The Governor, who says he has been protecting both consumers and workers as a staunch consumer advocate even before he was elected believes he has “a better connection with voters than (Brady).”
“In the past year since I have taken over the Illinois Governorship in one of the most difficult times in our state’s history, I have pursued public works projects to put people back to work.”
Quinn had served as lieutenant governor before taking over the Governor’s chair after former Governor Rod Blagojevich was ousted on charges of attempting to sell Barack Obama’s former U.S. Senate seat. With the state still under a liberal agenda, Illinois taxpayers are due to face an income tax increase from 3 percent to 4 percent to help mitigate the state’s record-setting $15 billion deficit and procure more money for education. Shelia Simon, who supports Quinn’s tax increase, will serve as lieutenant governor.

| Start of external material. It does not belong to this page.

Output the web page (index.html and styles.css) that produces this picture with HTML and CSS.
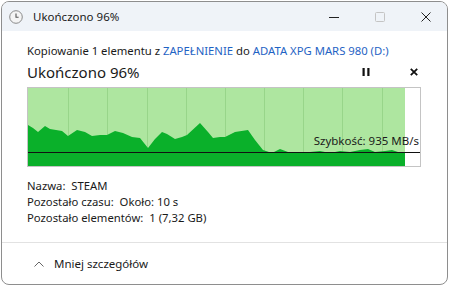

“We’ve engaged in strategic borrowing for education and healthcare. We’ve lost over $1 billion to pay for the budget within the last year making interest payments on the money we borrowed. If we don’t raise income taxes to pay for education we’ll see at least 17,000 Illinois teachers laid off,” Quinn had said during a campaign interview, also claiming that it will be “very hard” to coordinate the state’s educational efforts without the tax increase.
Brady flatly rejects raising taxes and during his campaign touted tax breaks to help the state’s economy, claiming the breaks could add as much as $1 billion to the deficit but also contending an improved economy would generate enough funds to make up the difference.
There was also question over whether Brady’s extreme conservative views may have lost him the election. Quinn says Brady’s views, while winning him some votes with conservative Republicans, may, in the long run, have disconnected him with Illinois voters, portraying him as “out of touch with mainstream voters.”